UNITED STATES DISTRICT COURT FOR THE DISTRICT OF MONTANA BILLINGS DIVISION
Mar 11, 2019
CV 18-102-BLG-TJC (D. Mont. Mar. 11, 2019)

Opinion

CV 18-102-BLG-TJC

03-11-2019

KELLY D. PORCH and MICHELLE R. PORCH, Plaintiffs, v. PREFERRED CONTRACTORS INSURANCE COMPANY, RRG; GOLDEN STATE CLAIMS ADJUSTERS INC.; SAFEBUILT INSURANCE SERVICES, INC. d/b/a SIS WHOLESALE INSURANCE SERVICES, Defendants.


ORDER

Plaintiffs Kelly D. Porch and Michelle R. Porch filed this action against Defendants Preferred Contractors Insurance Company ("PCIC"), RGG, Golden State Claims Adjusters Inc. ("Golden State"), and Safebuilt Insurance Services, Inc. doing business as SIS Wholesale Insurance Services ("SIS"), arising out of PCIC and Golden States' failure to defend an underlying lawsuit the Porch's brought against Ochoa's Construction, Inc. ("Ochoa's"). (Doc. 29.) Plaintiffs assert claims for declaratory relief, breach of contract, breach of the implied covenant of good faith and fair dealing, violation of Montana's Unfair Trade Practices Act ("UTPA"), common law bad faith, breach of fiduciary duty, negligence, and punitive damages. (Id.)

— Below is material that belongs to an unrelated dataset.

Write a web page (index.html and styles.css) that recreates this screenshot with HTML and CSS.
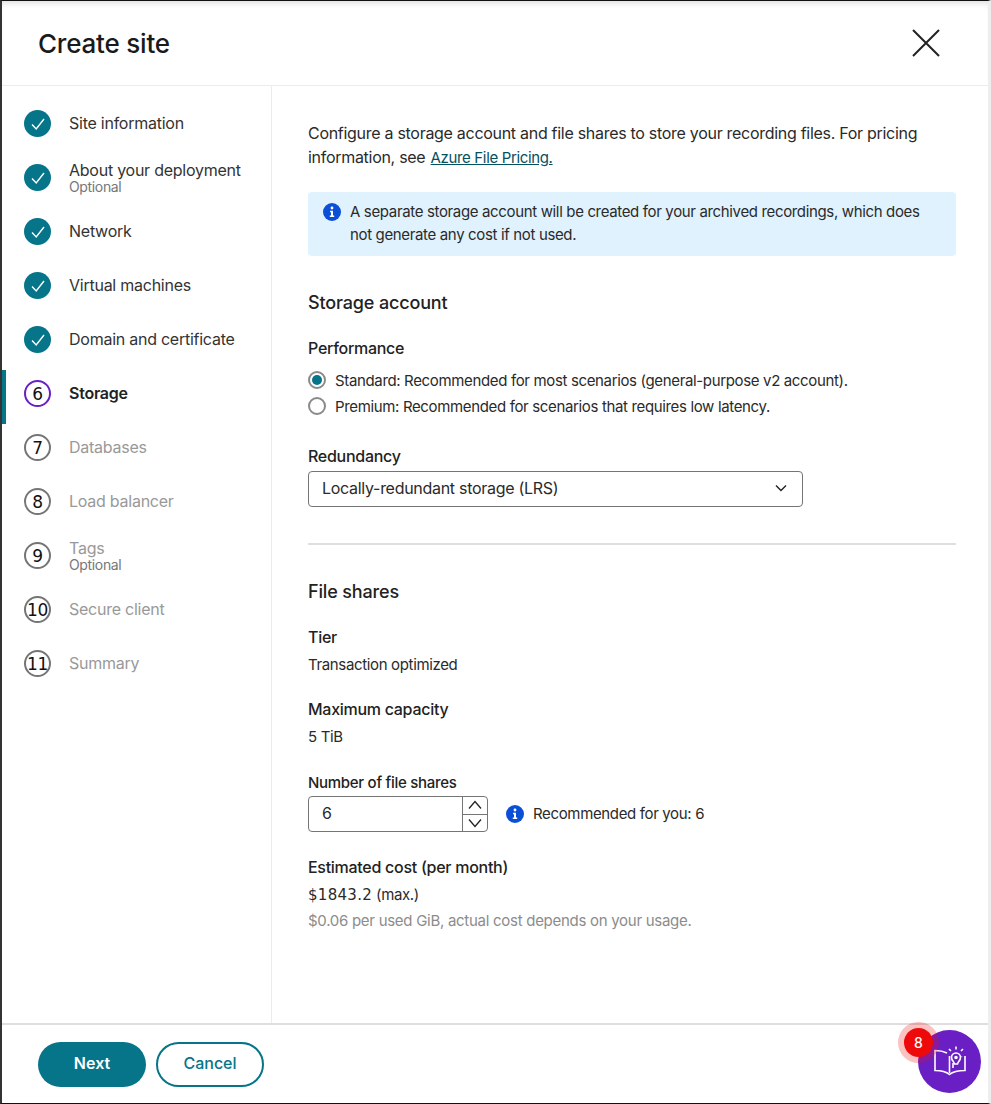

Presently before the Court is Plaintiffs' Motion for Partial Summary Judgment. (Doc. 13.) Defendants have filed an opposition, and Plaintiffs have replied. (Docs. 26, 34.) The motion is fully briefed and ripe for the Court's review.

Having considered the parties' submissions, the Court finds Plaintiffs' Motion for Partial Summary Judgment should be DENIED. I. FACTUAL BACKGROUND

The background facts set forth here are relevant to the Court's determination of the pending motion for partial summary judgment and are taken from the parties' submissions and are undisputed unless otherwise indicated.

In May 2014, Roofing & Restoration Services of America, LLC ("RRSA") and Rambur Construction, Inc. ("Rambur") entered into a Joint Marketing Agreement, pursuant to which RSSA and Rambur acted together to solicit sales of roofing jobs in the Billings, Montana area following a significant hail storm. (Doc. 29 at ¶ 10.)

In June 2014, RRSA contracted with Plaintiff Kelly Porch to sell roofing contracts on several residential buildings in Billings. (Docs. 27 at ¶ 4; 29 at ¶ 9.) RRSA chose to treat Mr. Porch as a direct seller as defined by 26 U.S.C. § 3508, and did not elect Workers' Compensation coverage for him. (Doc. 27 at ¶¶ 4-5.)

RRSA and Rambur hired Ochoa's Construction, Inc. ("Ochoa's") to tear off and reapply materials to a residential roof in Billings. (Id. at ¶ 3.) On July 10, 2014, Mr. Porch arrived at the Ochoa's job site with a project manager from RSSA. (Doc. 29 at ¶ 12.) While at the job site, Mr. Porch and the project manager went up onto the roof to physically show Ochoa's foreman how they wanted the materials applied. (Id.) Mr. Porch used a ladder provided by Ochoa's to get onto the roof. (Id. at ¶ 13.) While Mr. Porch was on the roof, one of the employees from Ochoa's moved the ladder and placed it against the rain gutter of the house. (Id.; Doc. 27 at ¶ 2.) When Mr. Porch was climbing down the ladder, the rain gutter broke, causing the ladder and Mr. Porch to fall approximately 10-15 feet. (Docs. 27 at ¶ 6; 29 at ¶ 13.) Mr. Porch was knocked unconscious and severely injured. (Id.) Mr. Porch alleges he injured his right foot, both kidneys, his lungs, nose, back, right elbow, and right leg. (Doc. 29 at ¶ 11.)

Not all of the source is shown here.